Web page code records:

'''

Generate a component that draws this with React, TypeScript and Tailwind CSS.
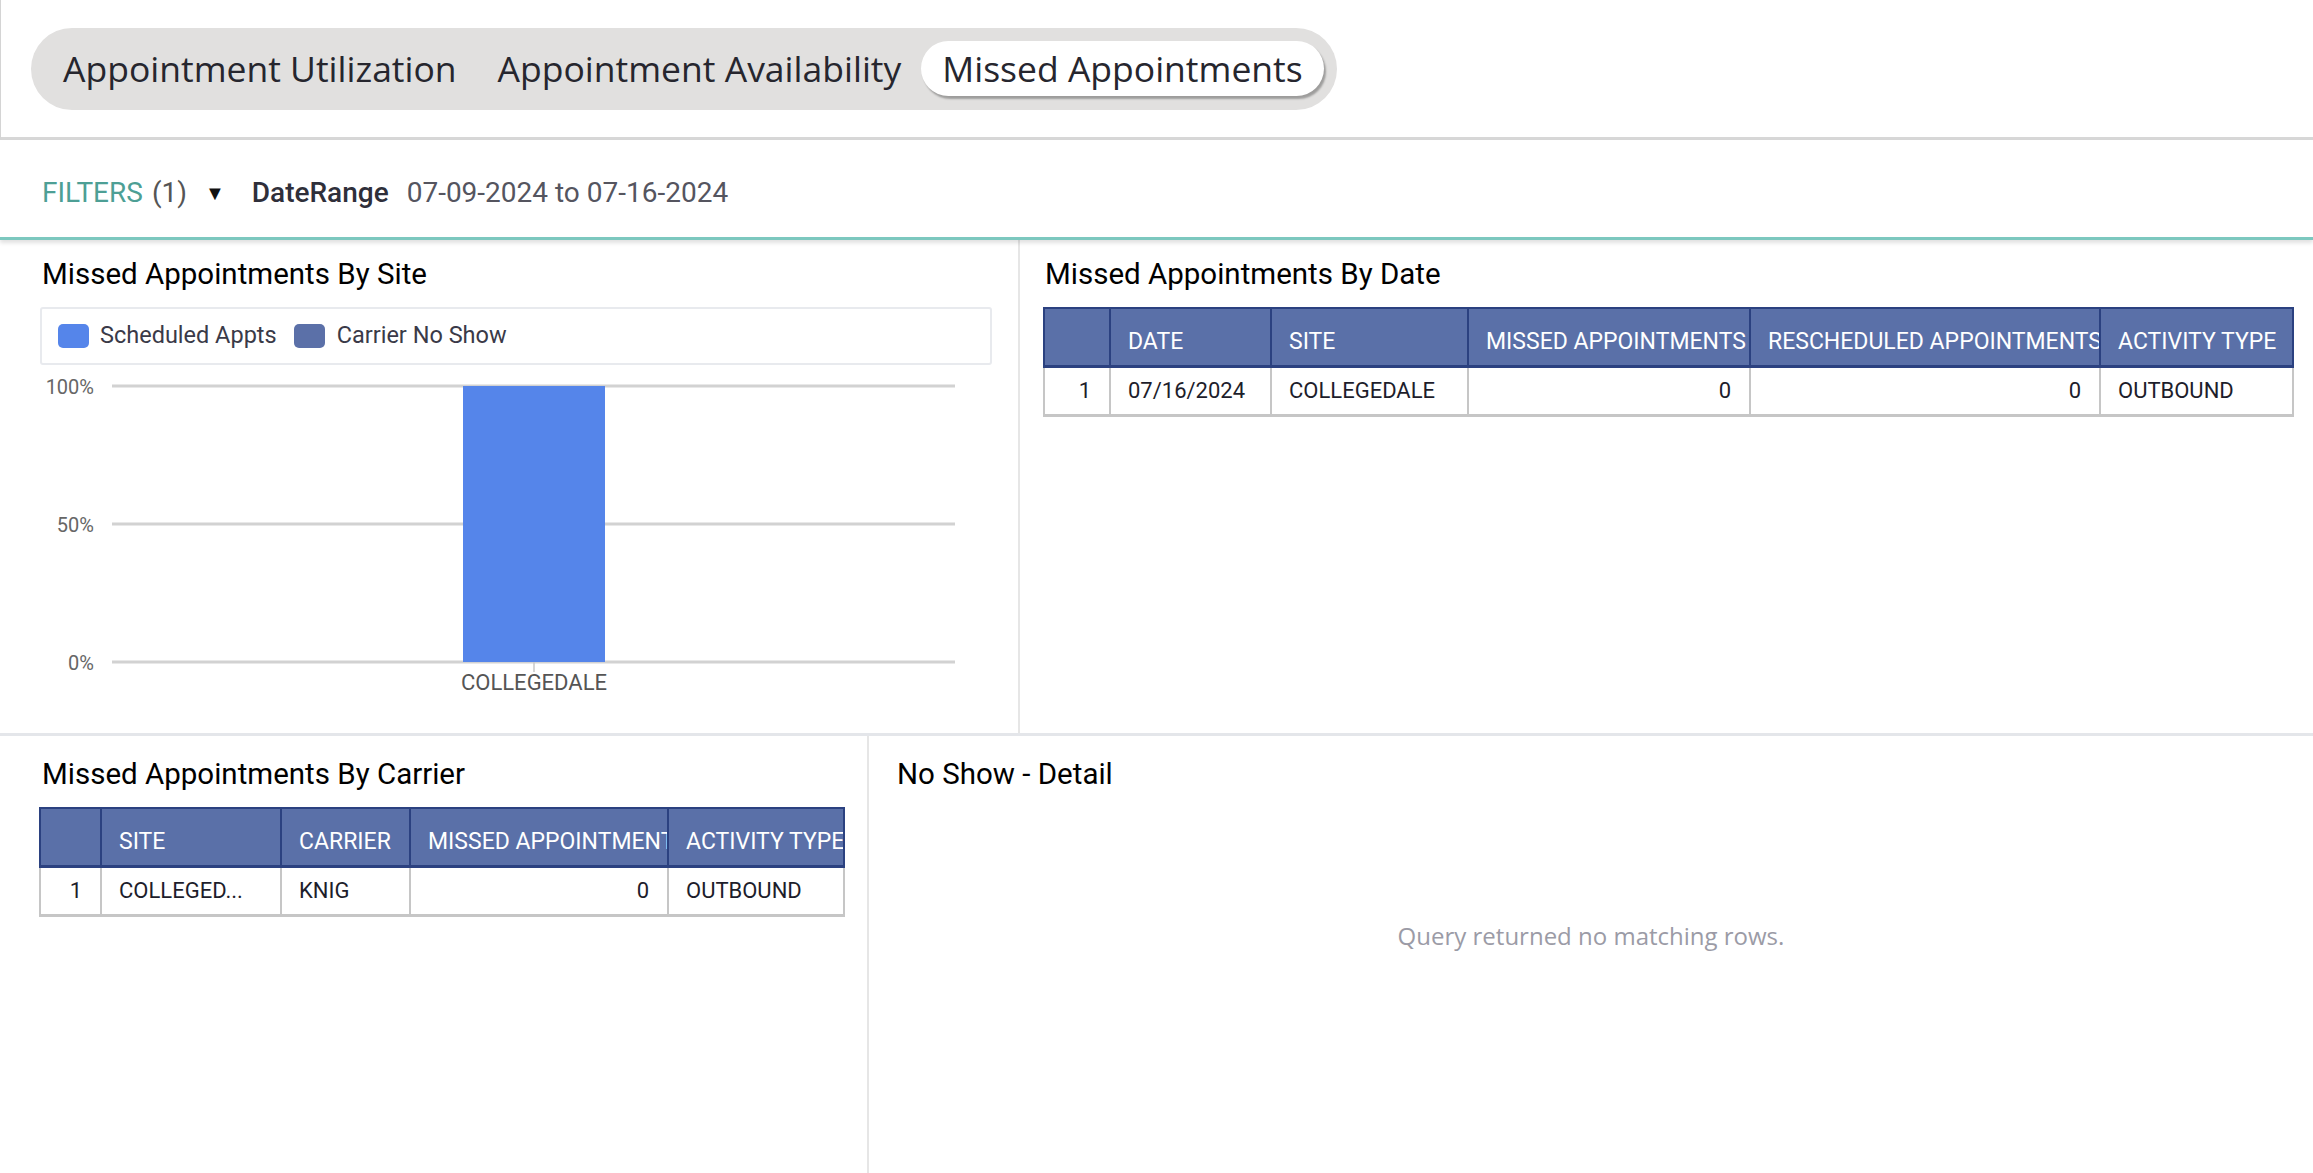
import React from "react"

const din = { fontFamily: "Roboto, 'Liberation Sans', sans-serif" }
const open = { fontFamily: "'Open Sans', 'Noto Sans', sans-serif" }

type Col = { label: string; w: number; align?: "right" }

function DataTable({ cols, rows }: { cols: Col[]; rows: string[][] }) {
    return (
        <table
            className="table-fixed border-collapse text-[22px]"
            style={{ ...din, width: cols.reduce((a, c) => a + c.w, 0) }}
        >
            <colgroup>
                {cols.map((c, i) => (
                    <col key={i} style={{ width: c.w }} />
                ))}
            </colgroup>
            <thead>
                <tr className="h-[58px] bg-[#5a70a8] text-white text-[23px]">
                    {cols.map((c, i) => (
                        <th
                            key={i}
                            className="border-2 border-b-[3px] border-[#2b4180] pl-[17px] pr-0 pt-[10px] text-left font-normal whitespace-nowrap overflow-hidden text-clip"
                        >
                            {c.label}
                        </th>
                    ))}
                </tr>
            </thead>
            <tbody>
                {rows.map((r, ri) => (
                    <tr key={ri} className="h-[49px] text-[#1d1d2b]">
                        {r.map((v, i) => (
                            <td
                                key={i}
                                className={`border-2 border-b-[3px] border-[#c6c6c6] whitespace-nowrap overflow-hidden text-ellipsis ${
                                    i === 0 || cols[i].align === "right"
                                        ? "text-right pr-[18px]"
                                        : "text-left pl-[17px]"
                                }`}
                            >
                                {v}
                            </td>
                        ))}
                    </tr>
                ))}
            </tbody>
        </table>
    )
}

function SiteChart() {
    return (
        <svg width="930" height="330" className="block" style={din}>
            {[15, 153, 291].map((y) => (
                <line key={y} x1="72" x2="915" y1={y} y2={y} stroke="#d2d2d2" strokeWidth="3" />
            ))}
            <rect x="423" y="15" width="142" height="276" fill="#5585ea" />
            <line x1="494" x2="494" y1="291" y2="301" stroke="#c8c8c8" strokeWidth="1.5" />
            <g fill="#666" fontSize="20" textAnchor="end">
                <text x="54" y="23">100%</text>
                <text x="54" y="161">50%</text>
                <text x="54" y="299">0%</text>
            </g>
            <text x="494" y="319" fill="#555" fontSize="22" textAnchor="middle">
                COLLEGEDALE
            </text>
        </svg>
    )
}

export default function App() {
    return (
        <div className="w-full h-[1173px] bg-white flex flex-col overflow-hidden">
            {/* Tabs */}
            <div className="h-[140px] shrink-0 flex items-center pl-[30px] border-l border-[#d4d4d4] border-b-[3px] border-b-[#d7d7d7]">
                <div
                    className="h-[82px] flex items-center rounded-full bg-[#e1e0df] pl-[32px] pr-[13px] text-[35.5px] font-medium text-[#26262e]"
                    style={open}
                >
                    <span>Appointment Utilization</span>
                    <span className="ml-[41px]">Appointment Availability</span>
                    <span className="ml-[20px] h-[55px] flex items-center rounded-full bg-white px-[21px] shadow-[2px_3px_2px_rgba(0,0,0,0.3)]">
                        Missed Appointments
                    </span>
                </div>
            </div>

            {/* Filters */}
            <div
                className="h-[100px] shrink-0 flex items-center pl-[42px] pt-[8px] text-[28px] border-b-[3px] border-[#7cc8bf] shadow-[0_3px_4px_rgba(0,0,0,0.12)] relative z-10"
                style={din}
            >
                <span className="text-[#4d9f95]">FILTERS</span>
                <span className="ml-[9px] text-[#555]">(1)</span>
                <span className="ml-[18px] text-[20px] text-[#111]">▼</span>
                <span className="ml-[27px] font-medium text-[#2f2f3a]">DateRange</span>
                <span className="ml-[18px] text-[#55555f]">07-09-2024 to 07-16-2024</span>
            </div>

            {/* Top row */}
            <div className="h-[496px] shrink-0 flex border-b-[3px] border-[#e4e6ea]">
                <div className="w-[1020px] shrink-0 border-r-2 border-[#e6e6e6] pl-[40px] pr-[26px] pt-[14px]">
                    <h2 className="text-[29.5px] text-black leading-[40px] pl-[2px]" style={din}>
                        Missed Appointments By Site
                    </h2>
                    <div
                        className="mt-[13px] h-[58px] flex items-center border-2 border-[#e8eaee] rounded-[3px] pl-[16px] text-[23.5px] text-[#3a3a48]"
                        style={din}
                    >
                        <span className="w-[31px] h-[24px] rounded-[5px] bg-[#5585ea]" />
                        <span className="ml-[11px]">Scheduled Appts</span>
                        <span className="ml-[17px] w-[31px] h-[24px] rounded-[5px] bg-[#5b70a8]" />
                        <span className="ml-[12px]">Carrier No Show</span>
                    </div>
                    <div className="mt-[6px]">
                        <SiteChart />
                    </div>
                </div>
                <div className="flex-1 pl-[23px] pt-[14px]">
                    <h2 className="text-[29.5px] text-black leading-[40px] pl-[2px]" style={din}>
                        Missed Appointments By Date
                    </h2>
                    <div className="mt-[13px]">
                        <DataTable
                            cols={[
                                { label: "", w: 66 },
                                { label: "DATE", w: 161 },
                                { label: "SITE", w: 197 },
                                { label: "MISSED APPOINTMENTS", w: 282, align: "right" },
                                { label: "RESCHEDULED APPOINTMENTS", w: 350, align: "right" },
                                { label: "ACTIVITY TYPE", w: 193 },
                            ]}
                            rows={[["1", "07/16/2024", "COLLEGEDALE", "0", "0", "OUTBOUND"]]}
                        />
                    </div>
                </div>
            </div>

            {/* Bottom row */}
            <div className="flex-1 flex">
                <div className="w-[869px] shrink-0 border-r-2 border-[#e6e6e6] pl-[39px] pt-[18px]">
                    <h2 className="text-[29.5px] text-black leading-[40px] pl-[3px]" style={din}>
                        Missed Appointments By Carrier
                    </h2>
                    <div className="mt-[13px]">
                        <DataTable
                            cols={[
                                { label: "", w: 61 },
                                { label: "SITE", w: 180 },
                                { label: "CARRIER", w: 129 },
                                { label: "MISSED APPOINTMENTS", w: 258, align: "right" },
                                { label: "ACTIVITY TYPE", w: 176 },
                            ]}
                            rows={[["1", "COLLEGED...", "KNIG", "0", "OUTBOUND"]]}
                        />
                    </div>
                </div>
                <div className="flex-1 flex flex-col pt-[18px]">
                    <h2 className="text-[29.5px] text-black leading-[40px] pl-[28px]" style={din}>
                        No Show - Detail
                    </h2>
                    <div className="pt-[124px] text-center text-[24px] text-[#9b9ba6]" style={open}>
                        Query returned no matching rows.
                    </div>
                </div>
            </div>
        </div>
    )
}
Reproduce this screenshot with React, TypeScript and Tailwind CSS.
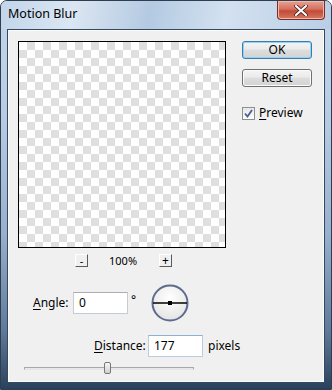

'''

## Stated exercise
Write out every line above exactly as it is, leaving out the pictures.

## The solution
Generate a component that draws this with React, TypeScript and Tailwind CSS.
import React from "react"

const din = { fontFamily: "Roboto, 'Liberation Sans', sans-serif" }
const open = { fontFamily: "'Open Sans', 'Noto Sans', sans-serif" }

type Col = { label: string; w: number; align?: "right" }

function DataTable({ cols, rows }: { cols: Col[]; rows: string[][] }) {
    return (
        <table
            className="table-fixed border-collapse text-[22px]"
            style={{ ...din, width: cols.reduce((a, c) => a + c.w, 0) }}
        >
            <colgroup>
                {cols.map((c, i) => (
                    <col key={i} style={{ width: c.w }} />
                ))}
            </colgroup>
            <thead>
                <tr className="h-[58px] bg-[#5a70a8] text-white text-[23px]">
                    {cols.map((c, i) => (
                        <th
                            key={i}
                            className="border-2 border-b-[3px] border-[#2b4180] pl-[17px] pr-0 pt-[10px] text-left font-normal whitespace-nowrap overflow-hidden text-clip"
                        >
                            {c.label}
                        </th>
                    ))}
                </tr>
            </thead>
            <tbody>
                {rows.map((r, ri) => (
                    <tr key={ri} className="h-[49px] text-[#1d1d2b]">
                        {r.map((v, i) => (
                            <td
                                key={i}
                                className={`border-2 border-b-[3px] border-[#c6c6c6] whitespace-nowrap overflow-hidden text-ellipsis ${
                                    i === 0 || cols[i].align === "right"
                                        ? "text-right pr-[18px]"
                                        : "text-left pl-[17px]"
                                }`}
                            >
                                {v}
                            </td>
                        ))}
                    </tr>
                ))}
            </tbody>
        </table>
    )
}

function SiteChart() {
    return (
        <svg width="930" height="330" className="block" style={din}>
            {[15, 153, 291].map((y) => (
                <line key={y} x1="72" x2="915" y1={y} y2={y} stroke="#d2d2d2" strokeWidth="3" />
            ))}
            <rect x="423" y="15" width="142" height="276" fill="#5585ea" />
            <line x1="494" x2="494" y1="291" y2="301" stroke="#c8c8c8" strokeWidth="1.5" />
            <g fill="#666" fontSize="20" textAnchor="end">
                <text x="54" y="23">100%</text>
                <text x="54" y="161">50%</text>
                <text x="54" y="299">0%</text>
            </g>
            <text x="494" y="319" fill="#555" fontSize="22" textAnchor="middle">
                COLLEGEDALE
            </text>
        </svg>
    )
}

export default function App() {
    return (
        <div className="w-full h-[1173px] bg-white flex flex-col overflow-hidden">
            {/* Tabs */}
            <div className="h-[140px] shrink-0 flex items-center pl-[30px] border-l border-[#d4d4d4] border-b-[3px] border-b-[#d7d7d7]">
                <div
                    className="h-[82px] flex items-center rounded-full bg-[#e1e0df] pl-[32px] pr-[13px] text-[35.5px] font-medium text-[#26262e]"
                    style={open}
                >
                    <span>Appointment Utilization</span>
                    <span className="ml-[41px]">Appointment Availability</span>
                    <span className="ml-[20px] h-[55px] flex items-center rounded-full bg-white px-[21px] shadow-[2px_3px_2px_rgba(0,0,0,0.3)]">
                        Missed Appointments
                    </span>
                </div>
            </div>

            {/* Filters */}
            <div
                className="h-[100px] shrink-0 flex items-center pl-[42px] pt-[8px] text-[28px] border-b-[3px] border-[#7cc8bf] shadow-[0_3px_4px_rgba(0,0,0,0.12)] relative z-10"
                style={din}
            >
                <span className="text-[#4d9f95]">FILTERS</span>
                <span className="ml-[9px] text-[#555]">(1)</span>
                <span className="ml-[18px] text-[20px] text-[#111]">▼</span>
                <span className="ml-[27px] font-medium text-[#2f2f3a]">DateRange</span>
                <span className="ml-[18px] text-[#55555f]">07-09-2024 to 07-16-2024</span>
            </div>

            {/* Top row */}
            <div className="h-[496px] shrink-0 flex border-b-[3px] border-[#e4e6ea]">
                <div className="w-[1020px] shrink-0 border-r-2 border-[#e6e6e6] pl-[40px] pr-[26px] pt-[14px]">
                    <h2 className="text-[29.5px] text-black leading-[40px] pl-[2px]" style={din}>
                        Missed Appointments By Site
                    </h2>
                    <div
                        className="mt-[13px] h-[58px] flex items-center border-2 border-[#e8eaee] rounded-[3px] pl-[16px] text-[23.5px] text-[#3a3a48]"
                        style={din}
                    >
                        <span className="w-[31px] h-[24px] rounded-[5px] bg-[#5585ea]" />
                        <span className="ml-[11px]">Scheduled Appts</span>
                        <span className="ml-[17px] w-[31px] h-[24px] rounded-[5px] bg-[#5b70a8]" />
                        <span className="ml-[12px]">Carrier No Show</span>
                    </div>
                    <div className="mt-[6px]">
                        <SiteChart />
                    </div>
                </div>
                <div className="flex-1 pl-[23px] pt-[14px]">
                    <h2 className="text-[29.5px] text-black leading-[40px] pl-[2px]" style={din}>
                        Missed Appointments By Date
                    </h2>
                    <div className="mt-[13px]">
                        <DataTable
                            cols={[
                                { label: "", w: 66 },
                                { label: "DATE", w: 161 },
                                { label: "SITE", w: 197 },
                                { label: "MISSED APPOINTMENTS", w: 282, align: "right" },
                                { label: "RESCHEDULED APPOINTMENTS", w: 350, align: "right" },
                                { label: "ACTIVITY TYPE", w: 193 },
                            ]}
                            rows={[["1", "07/16/2024", "COLLEGEDALE", "0", "0", "OUTBOUND"]]}
                        />
                    </div>
                </div>
            </div>

            {/* Bottom row */}
            <div className="flex-1 flex">
                <div className="w-[869px] shrink-0 border-r-2 border-[#e6e6e6] pl-[39px] pt-[18px]">
                    <h2 className="text-[29.5px] text-black leading-[40px] pl-[3px]" style={din}>
                        Missed Appointments By Carrier
                    </h2>
                    <div className="mt-[13px]">
                        <DataTable
                            cols={[
                                { label: "", w: 61 },
                                { label: "SITE", w: 180 },
                                { label: "CARRIER", w: 129 },
                                { label: "MISSED APPOINTMENTS", w: 258, align: "right" },
                                { label: "ACTIVITY TYPE", w: 176 },
                            ]}
                            rows={[["1", "COLLEGED...", "KNIG", "0", "OUTBOUND"]]}
                        />
                    </div>
                </div>
                <div className="flex-1 flex flex-col pt-[18px]">
                    <h2 className="text-[29.5px] text-black leading-[40px] pl-[28px]" style={din}>
                        No Show - Detail
                    </h2>
                    <div className="pt-[124px] text-center text-[24px] text-[#9b9ba6]" style={open}>
                        Query returned no matching rows.
                    </div>
                </div>
            </div>
        </div>
    )
}
Reproduce this screenshot with React, TypeScript and Tailwind CSS.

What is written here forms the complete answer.